The continual improvement loop
- The practical pattern is a repeating measure-act-review loop. Measure traction energy, act through better advice and driver engagement, review what changed, then adjust the next cycle.
- Each cycle can target a specific weakness: a route where coasting advice is rarely followed, a train type with a weak energy model, or a timetable margin that could allow more efficient driving.
- This is exactly the continual improvement ISO 50001 expects. The DAS and its analytics give the EnMS something concrete to improve every year, instead of plateauing after the first rollout.

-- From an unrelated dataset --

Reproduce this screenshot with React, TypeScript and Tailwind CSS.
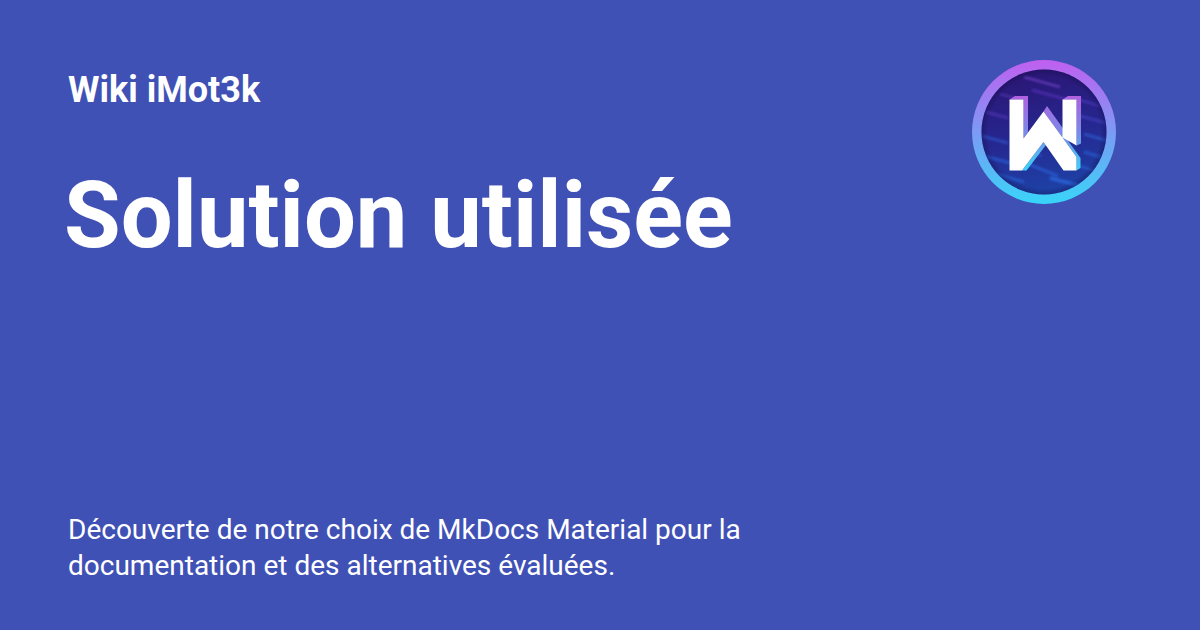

- It also keeps drivers in the loop. Performance that is measured and fed back is more likely to be sustained than a one-time instruction.
Limits
- A DAS is one measure inside an EnMS, not a substitute for it. ISO 50001 certification covers policy, roles, planning, competence, and review across the whole organisation, not just driving advice.
- Savings depend on conditions. Timetable slack, operation type, traction mix, driver behaviour, and data quality all shape how much energy a DAS can realistically remove, which is why the sector usually quotes a guarded range rather than a single figure.
- Energy performance and carbon are not the same statement. CO2 outcomes also depend on traction type and the local electricity mix, so emissions claims should be made carefully and separately from energy claims.
- Finally, evidence quality is everything. If the energy signal is weak or the attribution is loose, the DAS contribution to the EnMS will be hard to defend in an audit.